List all lines in the material below that contain "React".

*PROVIDED INFORMATION*.
________________________

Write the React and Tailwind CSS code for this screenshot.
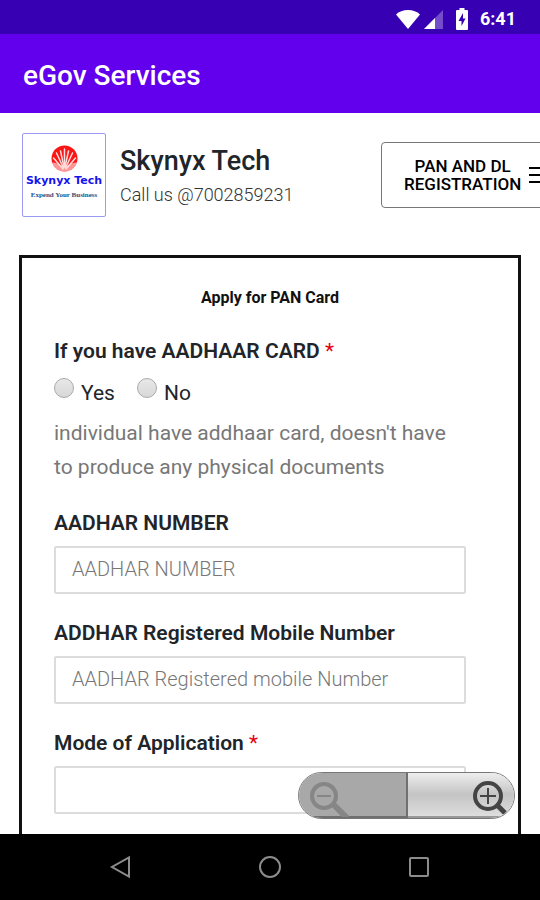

________________________

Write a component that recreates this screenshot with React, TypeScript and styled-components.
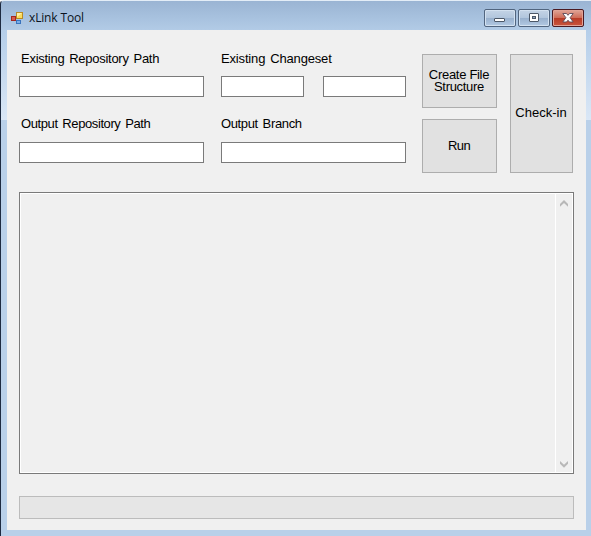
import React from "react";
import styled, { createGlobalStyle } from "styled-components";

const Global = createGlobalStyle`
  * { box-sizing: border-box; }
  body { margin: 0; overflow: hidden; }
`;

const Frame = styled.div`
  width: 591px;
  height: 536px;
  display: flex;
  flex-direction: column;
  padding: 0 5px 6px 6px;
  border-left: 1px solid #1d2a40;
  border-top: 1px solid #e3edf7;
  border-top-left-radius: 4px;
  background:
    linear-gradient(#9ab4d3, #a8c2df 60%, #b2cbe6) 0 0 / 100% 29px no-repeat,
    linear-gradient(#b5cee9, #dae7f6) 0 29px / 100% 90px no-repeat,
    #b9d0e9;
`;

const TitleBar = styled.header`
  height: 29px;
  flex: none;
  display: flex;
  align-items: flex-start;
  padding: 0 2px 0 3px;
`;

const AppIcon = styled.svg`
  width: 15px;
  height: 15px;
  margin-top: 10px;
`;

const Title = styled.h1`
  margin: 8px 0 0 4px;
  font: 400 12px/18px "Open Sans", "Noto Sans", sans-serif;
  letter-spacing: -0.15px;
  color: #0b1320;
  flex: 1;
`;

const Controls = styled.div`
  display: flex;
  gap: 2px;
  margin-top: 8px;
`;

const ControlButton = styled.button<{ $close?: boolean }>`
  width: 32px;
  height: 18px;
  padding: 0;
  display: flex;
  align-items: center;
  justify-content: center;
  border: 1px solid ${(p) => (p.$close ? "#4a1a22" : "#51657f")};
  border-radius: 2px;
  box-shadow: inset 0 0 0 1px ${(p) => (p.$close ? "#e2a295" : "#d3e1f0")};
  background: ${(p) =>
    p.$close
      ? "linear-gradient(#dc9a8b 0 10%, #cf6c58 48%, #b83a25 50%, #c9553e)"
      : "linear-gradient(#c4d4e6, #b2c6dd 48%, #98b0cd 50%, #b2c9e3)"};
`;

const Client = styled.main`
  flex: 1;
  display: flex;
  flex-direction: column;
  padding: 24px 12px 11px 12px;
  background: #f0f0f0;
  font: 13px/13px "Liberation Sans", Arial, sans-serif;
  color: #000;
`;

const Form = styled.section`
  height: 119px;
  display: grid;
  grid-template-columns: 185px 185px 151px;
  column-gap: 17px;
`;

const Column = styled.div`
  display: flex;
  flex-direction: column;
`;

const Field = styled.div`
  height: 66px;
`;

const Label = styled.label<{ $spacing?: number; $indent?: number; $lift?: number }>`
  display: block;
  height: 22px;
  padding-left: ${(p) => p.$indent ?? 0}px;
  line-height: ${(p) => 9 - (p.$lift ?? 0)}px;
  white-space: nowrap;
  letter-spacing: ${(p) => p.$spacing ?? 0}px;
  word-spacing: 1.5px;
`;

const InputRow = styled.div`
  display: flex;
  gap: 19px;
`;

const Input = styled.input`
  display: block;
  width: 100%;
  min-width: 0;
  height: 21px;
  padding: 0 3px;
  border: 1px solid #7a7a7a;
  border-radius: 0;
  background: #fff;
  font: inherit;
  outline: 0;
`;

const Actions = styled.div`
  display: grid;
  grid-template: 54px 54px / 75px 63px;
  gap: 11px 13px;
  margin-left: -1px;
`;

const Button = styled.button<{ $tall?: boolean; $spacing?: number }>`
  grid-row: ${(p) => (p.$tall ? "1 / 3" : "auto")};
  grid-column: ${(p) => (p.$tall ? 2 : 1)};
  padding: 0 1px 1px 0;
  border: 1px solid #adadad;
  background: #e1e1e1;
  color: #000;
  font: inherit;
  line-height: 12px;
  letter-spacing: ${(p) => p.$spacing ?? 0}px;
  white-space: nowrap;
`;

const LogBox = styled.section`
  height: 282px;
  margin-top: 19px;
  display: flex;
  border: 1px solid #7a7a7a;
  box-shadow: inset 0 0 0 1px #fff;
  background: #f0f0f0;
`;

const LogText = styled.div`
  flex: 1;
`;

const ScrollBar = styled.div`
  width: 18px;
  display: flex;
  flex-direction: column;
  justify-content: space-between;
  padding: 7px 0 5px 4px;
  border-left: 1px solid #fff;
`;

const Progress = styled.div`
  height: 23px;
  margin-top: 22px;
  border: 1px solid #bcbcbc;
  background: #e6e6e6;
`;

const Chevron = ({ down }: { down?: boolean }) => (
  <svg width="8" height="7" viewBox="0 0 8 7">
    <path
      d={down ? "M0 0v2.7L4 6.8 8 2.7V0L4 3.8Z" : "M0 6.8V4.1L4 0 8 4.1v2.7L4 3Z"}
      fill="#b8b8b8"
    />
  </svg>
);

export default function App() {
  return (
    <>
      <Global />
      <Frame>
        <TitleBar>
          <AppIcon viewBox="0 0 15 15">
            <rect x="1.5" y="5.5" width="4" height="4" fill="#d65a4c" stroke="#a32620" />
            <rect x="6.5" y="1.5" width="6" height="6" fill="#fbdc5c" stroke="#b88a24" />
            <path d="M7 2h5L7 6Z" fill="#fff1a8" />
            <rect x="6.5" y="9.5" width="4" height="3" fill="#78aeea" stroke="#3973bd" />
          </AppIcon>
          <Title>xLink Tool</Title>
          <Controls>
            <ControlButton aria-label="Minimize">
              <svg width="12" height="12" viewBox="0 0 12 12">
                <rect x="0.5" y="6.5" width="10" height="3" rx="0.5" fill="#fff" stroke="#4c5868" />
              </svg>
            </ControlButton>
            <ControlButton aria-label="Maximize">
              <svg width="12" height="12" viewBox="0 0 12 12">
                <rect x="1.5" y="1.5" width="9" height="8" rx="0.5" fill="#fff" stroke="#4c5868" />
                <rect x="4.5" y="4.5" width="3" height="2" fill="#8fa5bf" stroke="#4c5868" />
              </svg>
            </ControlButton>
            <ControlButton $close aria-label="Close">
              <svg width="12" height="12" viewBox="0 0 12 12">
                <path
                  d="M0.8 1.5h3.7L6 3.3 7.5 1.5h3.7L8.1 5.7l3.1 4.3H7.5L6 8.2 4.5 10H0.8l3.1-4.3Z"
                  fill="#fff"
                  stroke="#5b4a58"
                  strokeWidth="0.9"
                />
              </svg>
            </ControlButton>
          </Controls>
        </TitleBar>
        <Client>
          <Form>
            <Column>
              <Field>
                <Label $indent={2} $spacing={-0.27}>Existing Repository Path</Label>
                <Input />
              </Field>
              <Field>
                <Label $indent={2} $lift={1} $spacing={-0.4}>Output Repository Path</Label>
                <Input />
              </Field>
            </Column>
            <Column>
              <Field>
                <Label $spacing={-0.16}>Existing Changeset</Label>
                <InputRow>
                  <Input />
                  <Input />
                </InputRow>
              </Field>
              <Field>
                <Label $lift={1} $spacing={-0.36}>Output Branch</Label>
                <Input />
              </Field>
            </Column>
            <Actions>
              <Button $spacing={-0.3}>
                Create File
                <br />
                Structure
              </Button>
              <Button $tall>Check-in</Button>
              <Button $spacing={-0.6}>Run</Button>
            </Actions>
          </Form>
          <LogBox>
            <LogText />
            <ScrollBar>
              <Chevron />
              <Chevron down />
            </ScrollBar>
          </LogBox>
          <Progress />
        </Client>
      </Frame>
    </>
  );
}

________________________

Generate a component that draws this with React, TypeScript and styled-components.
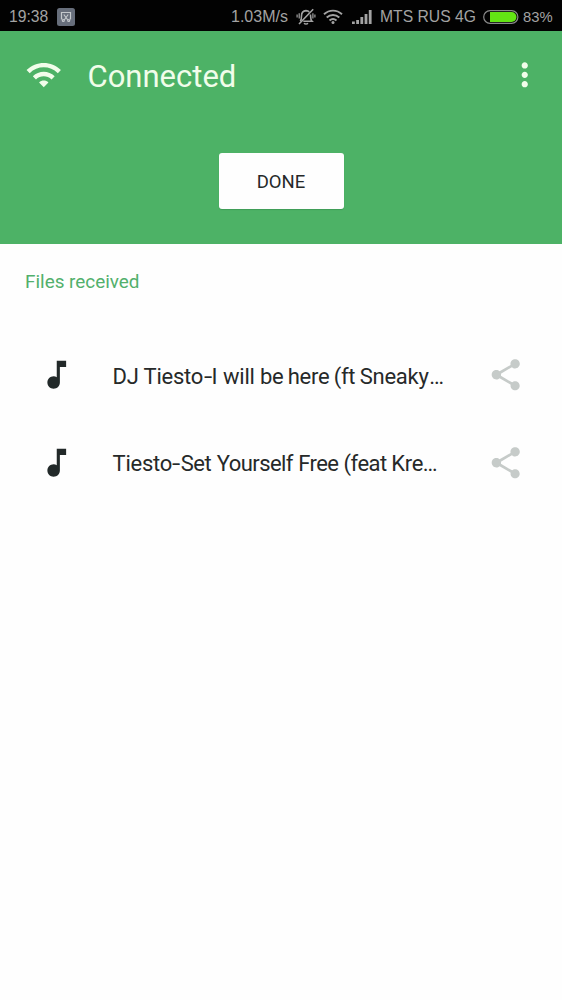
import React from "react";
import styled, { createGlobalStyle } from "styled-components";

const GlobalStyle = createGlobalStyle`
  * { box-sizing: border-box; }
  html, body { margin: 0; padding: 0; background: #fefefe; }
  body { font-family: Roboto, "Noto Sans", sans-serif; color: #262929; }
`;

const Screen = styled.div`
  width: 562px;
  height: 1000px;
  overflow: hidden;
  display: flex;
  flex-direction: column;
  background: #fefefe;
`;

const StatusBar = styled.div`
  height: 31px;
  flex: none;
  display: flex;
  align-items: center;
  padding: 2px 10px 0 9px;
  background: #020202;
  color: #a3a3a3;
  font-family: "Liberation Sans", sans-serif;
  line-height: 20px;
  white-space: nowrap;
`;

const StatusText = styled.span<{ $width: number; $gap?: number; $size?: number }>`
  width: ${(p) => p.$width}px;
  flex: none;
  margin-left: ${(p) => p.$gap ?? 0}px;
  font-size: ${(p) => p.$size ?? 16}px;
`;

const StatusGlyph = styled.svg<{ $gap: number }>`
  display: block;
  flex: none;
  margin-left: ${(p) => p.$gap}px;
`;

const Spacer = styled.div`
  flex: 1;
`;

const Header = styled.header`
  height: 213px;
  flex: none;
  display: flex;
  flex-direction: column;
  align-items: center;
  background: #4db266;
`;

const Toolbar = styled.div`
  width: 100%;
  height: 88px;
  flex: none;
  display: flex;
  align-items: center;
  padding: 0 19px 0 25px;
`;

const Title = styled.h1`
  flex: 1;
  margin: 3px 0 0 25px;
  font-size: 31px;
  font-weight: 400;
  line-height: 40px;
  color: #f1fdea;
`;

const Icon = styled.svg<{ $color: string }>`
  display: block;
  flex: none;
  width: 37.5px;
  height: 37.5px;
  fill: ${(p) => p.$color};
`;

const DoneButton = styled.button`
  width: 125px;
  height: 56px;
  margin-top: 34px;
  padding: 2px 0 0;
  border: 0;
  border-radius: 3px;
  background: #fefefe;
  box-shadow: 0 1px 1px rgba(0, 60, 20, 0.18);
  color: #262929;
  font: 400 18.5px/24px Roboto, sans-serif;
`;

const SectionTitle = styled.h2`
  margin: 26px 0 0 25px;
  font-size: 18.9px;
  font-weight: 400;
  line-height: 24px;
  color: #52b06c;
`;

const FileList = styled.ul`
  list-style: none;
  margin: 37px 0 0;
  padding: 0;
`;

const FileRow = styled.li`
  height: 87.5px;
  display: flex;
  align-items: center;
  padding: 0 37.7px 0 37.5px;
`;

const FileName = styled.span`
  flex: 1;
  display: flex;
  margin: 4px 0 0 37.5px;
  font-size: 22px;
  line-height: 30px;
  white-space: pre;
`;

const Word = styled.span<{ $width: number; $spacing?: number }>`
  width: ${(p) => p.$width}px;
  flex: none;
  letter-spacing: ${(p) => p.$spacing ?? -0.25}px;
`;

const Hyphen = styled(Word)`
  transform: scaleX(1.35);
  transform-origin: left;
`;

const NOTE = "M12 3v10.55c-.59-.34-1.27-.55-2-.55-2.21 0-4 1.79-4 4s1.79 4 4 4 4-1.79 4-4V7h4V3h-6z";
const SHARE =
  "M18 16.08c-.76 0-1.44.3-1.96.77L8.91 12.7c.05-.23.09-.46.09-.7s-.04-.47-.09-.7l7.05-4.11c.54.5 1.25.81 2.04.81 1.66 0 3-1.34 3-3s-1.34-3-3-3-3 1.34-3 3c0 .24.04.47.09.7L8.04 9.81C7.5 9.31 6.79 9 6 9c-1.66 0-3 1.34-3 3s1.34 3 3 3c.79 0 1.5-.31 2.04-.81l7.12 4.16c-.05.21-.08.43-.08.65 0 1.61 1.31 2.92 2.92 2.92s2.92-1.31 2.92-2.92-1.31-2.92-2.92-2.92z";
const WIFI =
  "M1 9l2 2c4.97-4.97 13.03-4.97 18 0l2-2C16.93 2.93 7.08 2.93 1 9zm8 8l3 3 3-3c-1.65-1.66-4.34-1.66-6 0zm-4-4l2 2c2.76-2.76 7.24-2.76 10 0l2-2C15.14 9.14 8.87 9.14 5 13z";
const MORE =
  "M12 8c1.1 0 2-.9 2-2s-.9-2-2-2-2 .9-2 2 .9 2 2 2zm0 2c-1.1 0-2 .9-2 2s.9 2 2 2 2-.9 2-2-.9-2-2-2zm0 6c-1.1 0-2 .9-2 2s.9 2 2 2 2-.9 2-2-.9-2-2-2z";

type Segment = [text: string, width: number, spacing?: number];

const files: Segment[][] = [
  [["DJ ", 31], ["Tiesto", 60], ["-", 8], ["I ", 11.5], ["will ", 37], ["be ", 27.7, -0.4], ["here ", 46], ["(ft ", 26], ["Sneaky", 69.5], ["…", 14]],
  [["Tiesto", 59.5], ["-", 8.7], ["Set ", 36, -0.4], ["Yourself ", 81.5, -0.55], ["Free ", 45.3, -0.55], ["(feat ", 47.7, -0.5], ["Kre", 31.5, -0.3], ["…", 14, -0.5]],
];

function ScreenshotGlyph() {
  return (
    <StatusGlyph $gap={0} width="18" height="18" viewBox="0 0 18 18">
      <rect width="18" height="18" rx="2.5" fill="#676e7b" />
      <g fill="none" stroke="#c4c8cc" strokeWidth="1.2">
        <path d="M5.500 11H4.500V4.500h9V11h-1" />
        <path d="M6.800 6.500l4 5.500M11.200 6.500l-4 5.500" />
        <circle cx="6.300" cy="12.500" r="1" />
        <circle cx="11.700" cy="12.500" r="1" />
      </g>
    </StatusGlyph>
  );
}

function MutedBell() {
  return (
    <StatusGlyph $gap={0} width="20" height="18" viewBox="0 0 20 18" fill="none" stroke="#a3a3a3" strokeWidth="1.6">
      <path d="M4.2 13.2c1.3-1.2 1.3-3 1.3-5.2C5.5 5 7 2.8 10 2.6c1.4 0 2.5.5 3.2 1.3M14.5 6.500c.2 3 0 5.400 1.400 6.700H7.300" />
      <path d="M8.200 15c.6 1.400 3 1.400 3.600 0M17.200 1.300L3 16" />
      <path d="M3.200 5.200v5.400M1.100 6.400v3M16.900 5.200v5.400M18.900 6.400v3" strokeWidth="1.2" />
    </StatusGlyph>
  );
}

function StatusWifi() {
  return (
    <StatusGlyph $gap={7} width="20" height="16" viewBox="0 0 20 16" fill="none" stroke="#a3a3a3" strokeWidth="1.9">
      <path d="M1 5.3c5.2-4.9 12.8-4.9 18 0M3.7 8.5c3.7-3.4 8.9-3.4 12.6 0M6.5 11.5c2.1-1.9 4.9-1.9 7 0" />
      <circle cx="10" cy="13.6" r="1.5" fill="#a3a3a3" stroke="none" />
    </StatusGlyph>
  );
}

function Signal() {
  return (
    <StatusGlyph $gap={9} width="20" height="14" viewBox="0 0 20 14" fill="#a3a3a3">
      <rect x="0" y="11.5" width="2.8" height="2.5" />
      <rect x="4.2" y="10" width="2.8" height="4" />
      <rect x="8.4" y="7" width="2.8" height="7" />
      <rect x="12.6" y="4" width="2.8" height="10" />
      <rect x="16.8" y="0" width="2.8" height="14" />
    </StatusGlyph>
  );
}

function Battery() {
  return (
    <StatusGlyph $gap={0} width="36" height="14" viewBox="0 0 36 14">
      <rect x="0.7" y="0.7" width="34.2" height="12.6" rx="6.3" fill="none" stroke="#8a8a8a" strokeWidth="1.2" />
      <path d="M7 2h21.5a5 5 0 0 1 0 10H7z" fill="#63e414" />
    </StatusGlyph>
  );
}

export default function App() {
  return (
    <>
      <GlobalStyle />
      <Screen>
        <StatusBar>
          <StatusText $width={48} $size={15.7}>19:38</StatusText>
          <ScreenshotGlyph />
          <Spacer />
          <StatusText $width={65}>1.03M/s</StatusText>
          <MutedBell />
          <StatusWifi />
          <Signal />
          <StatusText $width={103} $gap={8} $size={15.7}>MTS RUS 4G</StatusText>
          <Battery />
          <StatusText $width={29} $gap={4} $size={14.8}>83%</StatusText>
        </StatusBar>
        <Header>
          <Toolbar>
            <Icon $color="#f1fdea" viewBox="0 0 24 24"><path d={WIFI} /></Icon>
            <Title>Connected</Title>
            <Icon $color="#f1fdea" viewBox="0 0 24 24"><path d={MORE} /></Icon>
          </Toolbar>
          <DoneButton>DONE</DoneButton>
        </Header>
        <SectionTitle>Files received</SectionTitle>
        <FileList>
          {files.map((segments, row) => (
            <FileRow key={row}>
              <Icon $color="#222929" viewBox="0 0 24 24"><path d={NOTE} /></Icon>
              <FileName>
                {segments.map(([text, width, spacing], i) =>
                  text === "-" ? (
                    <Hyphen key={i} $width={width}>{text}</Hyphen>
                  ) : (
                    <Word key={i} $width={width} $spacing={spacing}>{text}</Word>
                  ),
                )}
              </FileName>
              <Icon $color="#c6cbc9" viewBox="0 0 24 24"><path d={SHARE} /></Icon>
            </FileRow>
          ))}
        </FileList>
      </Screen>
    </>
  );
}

________________________

*ANSWER TO THE TASK*.
Write the React and Tailwind CSS code for this screenshot.
Write a component that recreates this screenshot with React, TypeScript and styled-components.
import React from "react";
Generate a component that draws this with React, TypeScript and styled-components.
import React from "react";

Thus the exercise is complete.